The research effort integrates well completion design including effects of geomechanical stresses into engineering design and operations of an enhanced oil recovery (EOR) site to assess geologic and fluid effects and factors on CO2 injection, capacity, and plume migration. The DOE Rocky Mountain Oilfield Testing Center (RMOTC) Teapot Dome site (Figure 1) has collected seismic and reservoir data that was targeting the Crow Mountain aquifer. These data are being used as a realistic proxy to evaluate the feasibility of the proposed methods.
A geomechanical reservoir tool (STIMSIM) will be coupled with a commercial reservoir transport tool (reservoir simulator -- RESSIM) and a method for seamless data input and output will be developed. This integrated wellbore and reservoir software tool will be integrated with a static geocellular reservoir model. Dynamic fluid flow in the reservoir and the migration of the CO2 plume due to vertical and lateral heterogeneity, pressure migration, fault, and seal integrity during injection will be evaluated. In addition, the effects of complex structures in the geologic CO2 storage process on plume migration in a brine aquifer will be investigated, and the impact of multilateral horizontal well (opposed to vertical or single lateral wells) deployment on the potential of CO2 capacity and injectivity and trapping mechanisms will be evaluated (Figure 2).
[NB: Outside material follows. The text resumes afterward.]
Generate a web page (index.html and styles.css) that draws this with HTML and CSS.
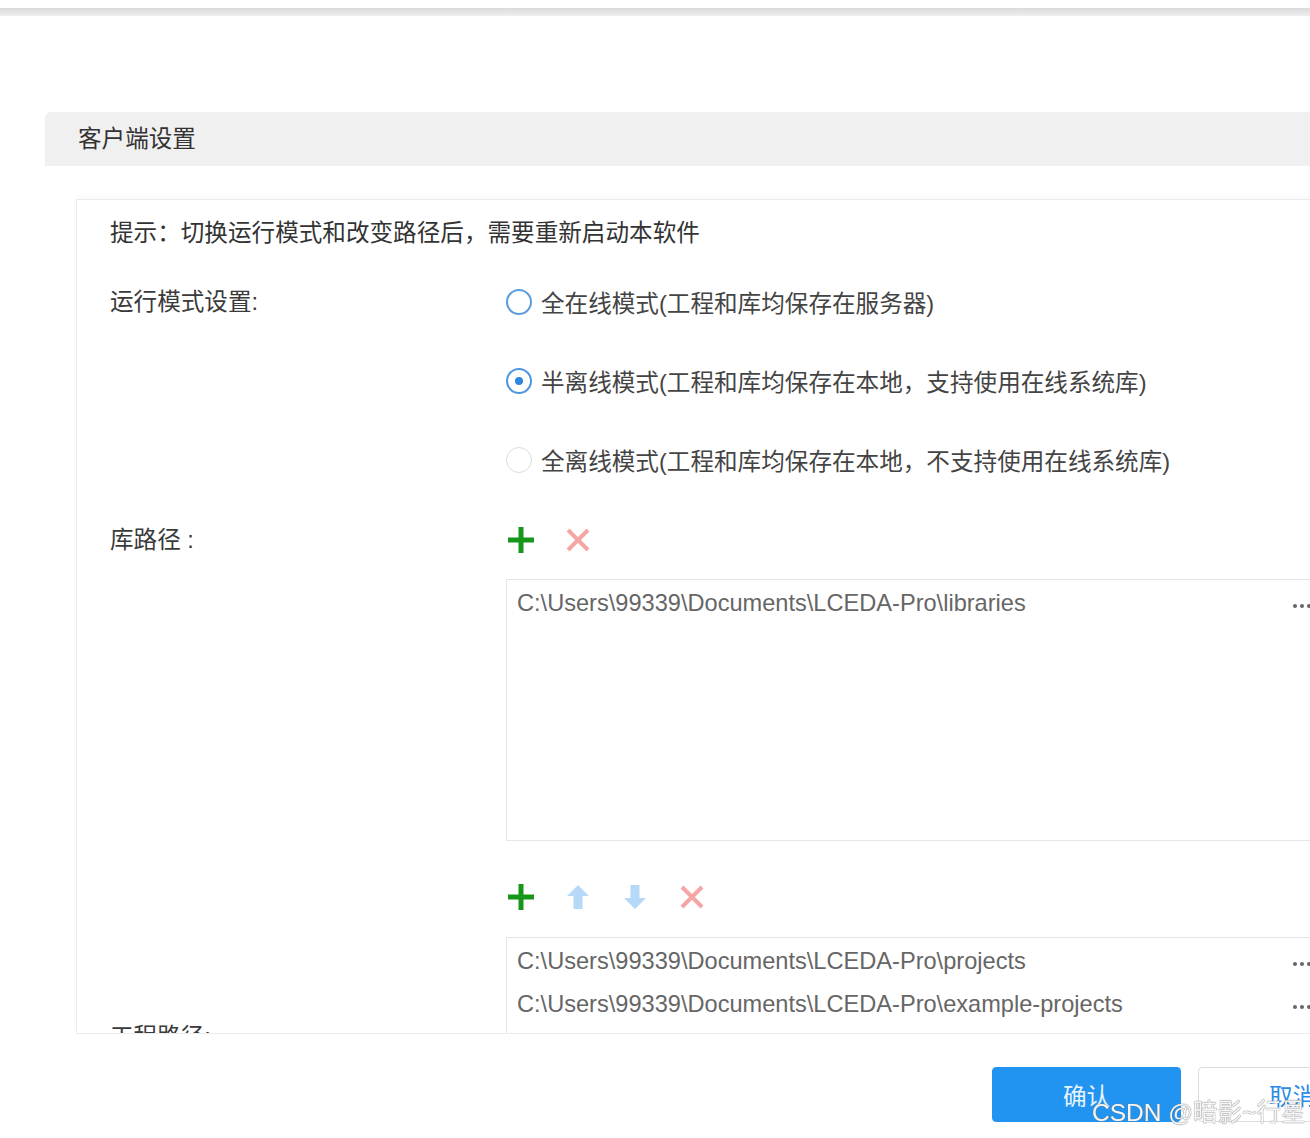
FILE: index.html
```html
<!DOCTYPE html>
<html lang="zh-CN">
<head>
<meta charset="utf-8">
<title>客户端设置</title>
<link rel="stylesheet" href="styles.css">
</head>
<body>
<div class="topbar"></div>

<div class="dialog">
  <div class="dialog-head">客户端设置</div>

  <div class="dialog-body">
    <div class="panel">
      <p class="hint">提示：切换运行模式和改变路径后，需要重新启动本软件</p>

      <div class="form-row row-mode">
        <div class="label">运行模式设置:</div>
        <div class="radios">
          <label class="radio"><span class="dot dot-hover"></span>全在线模式(工程和库均保存在服务器)</label>
          <label class="radio"><span class="dot dot-on"></span>半离线模式(工程和库均保存在本地，支持使用在线系统库)</label>
          <label class="radio"><span class="dot"></span>全离线模式(工程和库均保存在本地，不支持使用在线系统库)</label>
        </div>
      </div>

      <div class="form-row row-lib">
        <div class="label">库路径 :</div>
        <div>
          <div class="tools">
            <span class="tool"><svg width="28" height="28" viewBox="0 0 28 28"><path d="M14 1V27M1 14H27" stroke="#17961a" stroke-width="5"/></svg></span>
            <span class="tool"><svg width="28" height="28" viewBox="0 0 28 28"><path d="M4 4L24 24M24 4L4 24" stroke="#f5a5a5" stroke-width="4"/></svg></span>
          </div>
          <div class="paths paths-lib">
            <div class="path"><span>C:\Users\99339\Documents\LCEDA-Pro\libraries</span><span class="more"><i></i><i></i><i></i></span></div>
          </div>
        </div>
      </div>

      <div class="form-row row-proj">
        <div class="label label-proj">工程路径:</div>
        <div>
          <div class="tools">
            <span class="tool"><svg width="28" height="28" viewBox="0 0 28 28"><path d="M14 1V27M1 14H27" stroke="#17961a" stroke-width="5"/></svg></span>
            <span class="tool"><svg width="28" height="28" viewBox="0 0 28 28"><path d="M14 2L25 13H18.5V26H9.5V13H3Z" fill="#b6d9f8"/></svg></span>
            <span class="tool"><svg width="28" height="28" viewBox="0 0 28 28"><path d="M14 26L25 15H18.5V2H9.5V15H3Z" fill="#b6d9f8"/></svg></span>
            <span class="tool"><svg width="28" height="28" viewBox="0 0 28 28"><path d="M4 4L24 24M24 4L4 24" stroke="#f5a5a5" stroke-width="4"/></svg></span>
          </div>
          <div class="paths paths-proj">
            <div class="path"><span>C:\Users\99339\Documents\LCEDA-Pro\projects</span><span class="more"><i></i><i></i><i></i></span></div>
            <div class="path"><span>C:\Users\99339\Documents\LCEDA-Pro\example-projects</span><span class="more"><i></i><i></i><i></i></span></div>
          </div>
        </div>
      </div>
    </div>
  </div>

  <div class="dialog-foot">
    <button class="btn btn-ok">确认</button>
    <button class="btn btn-cancel">取消</button>
  </div>
</div>

<div class="watermark">CSDN @暗影~行星</div>
</body>
</html>
```

FILE: styles.css
```css
body {
	margin: 0;
	background-color: #fff;
	font-family: "Liberation Sans", "Noto Sans CJK SC", sans-serif;
	font-size: 23.6px;
	color: #333;
	overflow: hidden;
	}
.topbar {
	height: 8px;
	margin-top: 8px;
	background: linear-gradient(#dadada, #efefef);
	}
.dialog {
	width: 1400px;
	margin: 96px 0 0 45px;
	}
.dialog-head {
	height: 54px;
	line-height: 54px;
	padding-left: 33px;
	background-color: #f0f0f0;
	border-radius: 6px 0 0 0;
	color: #333;
	}
.dialog-body {
	padding: 33px 0 0 31px;
	}
.panel {
	box-sizing: border-box;
	height: 835px;
	overflow: hidden;
	padding-left: 33px;
	border: 1px solid #ececec;
	box-shadow: 0 -3px 5px rgba(0, 0, 0, 0.025);
	}
.hint {
	margin: 16px 0 0 0;
	line-height: 34px;
	}
.form-row {
	display: grid;
	grid-template-columns: 396px 1fr;
	}
.label {
	line-height: 34px;
	color: #3a3a3a;
	}
.row-mode {
	margin-top: 35px;
	}
.row-lib {
	margin-top: 46px;
	}
.row-proj {
	margin-top: 39px;
	}
.label-proj {
	padding-top: 140px;
	}
.radios {
	display: flex;
	flex-direction: column;
	gap: 45px;
	}
.radio {
	display: flex;
	align-items: center;
	gap: 9px;
	height: 34px;
	color: #444;
	}
.dot {
	box-sizing: border-box;
	width: 26px;
	height: 26px;
	border-radius: 50%;
	border: 1.5px solid #dadada;
	display: flex;
	align-items: center;
	justify-content: center;
	}
.dot-hover {
	border: 2px solid #5b9ce0;
	}
.dot-on {
	border: 2px solid #4d96e2;
	}
.dot-on::after {
	content: "";
	width: 8px;
	height: 8px;
	border-radius: 50%;
	background-color: #2f86e0;
	}
.tools {
	display: flex;
	gap: 29px;
	height: 34px;
	align-items: center;
	padding-left: 1px;
	}
.tool svg {
	display: block;
	}
.paths {
	box-sizing: border-box;
	width: 820px;
	margin-top: 22px;
	padding: 2px 0 0 10px;
	border: 1px solid #e6e6e6;
	color: #666;
	}
.paths-lib {
	height: 262px;
	}
.paths-proj {
	margin-top: 23px;
	height: 240px;
	}
.path {
	display: flex;
	justify-content: space-between;
	align-items: center;
	line-height: 43px;
	}
.more {
	display: flex;
	gap: 3px;
	width: 32px;
	padding-top: 4px;
	}
.more i {
	width: 4px;
	height: 4px;
	border-radius: 50%;
	background-color: #666;
	}
.dialog-foot {
	display: flex;
	gap: 17px;
	padding: 33px 0 0 947px;
	}
.btn {
	width: 189px;
	height: 55px;
	border-radius: 4px;
	font-family: "Liberation Sans", "Noto Sans CJK SC", sans-serif;
	font-size: 23.6px;
	}
.btn-ok {
	background-color: #2194f2;
	border: 1px solid #2194f2;
	color: #e8f3fd;
	}
.btn-cancel {
	background-color: #fff;
	border: 1px solid #dcdcdc;
	color: #2a8ce8;
	}
.watermark {
	position: fixed;
	left: 1092px;
	top: 1098px;
	font-size: 24.5px;
	line-height: 30px;
	color: #f6f6f6;
	text-shadow: 0 0 1px #777, 0 0 1px #777;
	white-space: nowrap;
	}
```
The overall goal of the Department of Energy’s (DOE) Carbon Storage Program is to develop and advance technologies that will significantly improve the effectiveness of geologic carbon storage, reduce the cost of implementation, and prepare for widespread commercial deployment between 2020 and 2030. Research conducted to develop these technologies will ensure safe and permanent storage of carbon dioxide (CO2) to reduce greenhouse gas (GHG) emissions without adversely affecting energy use or hindering economic growth.
Geologic carbon storage involves the injection of CO2 into underground formations that have the ability to securely contain the CO2 permanently. Technologies being developed for geologic carbon storage are focused on five storage types: oil and gas reservoirs, saline formations, unmineable coal seams, basalts, and organic-rich shales. Technologies being developed will work towards meeting carbon storage programmatic goals of (1) estimating CO2 storage capacity +/- 30 percent in geologic formations; (2) ensuring 99 percent storage permanence; (3) improving efficiency of storage operations; and (4) developing Best Practices Manuals. These technologies will lead to future CO2 management for coal-based electric power generating facilities and other industrial CO2 emitters by enabling the storage and utilization of CO2 in all storage types.
The DOE Carbon Storage Program encompasses five Technology Areas: (1) Geologic Storage and Simulation and Risk Assessment (GSRA), (2) Monitoring, Verification, Accounting (MVA) and Assessment, (3) CO2 Use and Re-Use, (4) Regional Carbon Sequestration Partnerships (RCSP), and (5) Focus Area for Sequestration Science. The first three Technology Areas comprise the Core Research and Development (R&D) that includes studies ranging from applied laboratory to pilot-scale research focused on developing new technologies and systems for GHG mitigation through carbon storage. This project is part of the Core R&D GSRA Technology Area and works to develop technologies and simulation tools to ensure secure geologic storage of CO2. It is critical that these technologies are available to aid in characterizing geologic formations before CO2-injection takes place in order to predict the CO2 storage resource and develop CO2 injection techniques that achieve optimal use of the pore space in the reservoir and avoid fracturing the confining zone (caprock). The program’s R&D strategy includes adapting and applying existing technologies that can be utilized in the next five years, while concurrently developing innovative and advanced technologies that will be deployed in the decade beyond. This project is researching modeling tools to characterize the geomechanical stresses that engineering and scientific impacts from carbon storage operations have on an oil and gas site.
This project will benefit carbon storage in geologic reservoirs by analyzing how CO2 can be efficiently stored and contained in the subsurface under a variety of scenarios. The data generated by these modeling simulations will allow for a more cost-effective carbon storage operation. This supports the Carbon Storage Programmatic goals of demonstrating 99 percent storage permanence and improving the efficiency of storage operations, in addition to aiding in the development of a best practices manual for geomechanical modeling and EOR operations.
This integration of various wellbore geomechanic, dynamic, and static reservoir simulation tools will allow the evaluation of impacts of fractures on the engineering of injection well configuration, construction, and placement, as well as impacts on the CO2 injectivity, capacity, plume migration, and seal integrity in a CO2 utilization/storage site. Additional sensitivity and optimization analysis can be accounted for in the presence of multiple rock types (e.g. dolomite, sandstone, shales, etc.); 2013 petrophysical parameters - particularly relative permeability model effects, structural and mechanical characteristic effects including vertical layering, areal petrographic and petrologic and stress controls on fluid flow; and the impact and risk of fracturing on CO2 injectivity and capacity on CO2 utilization and storage.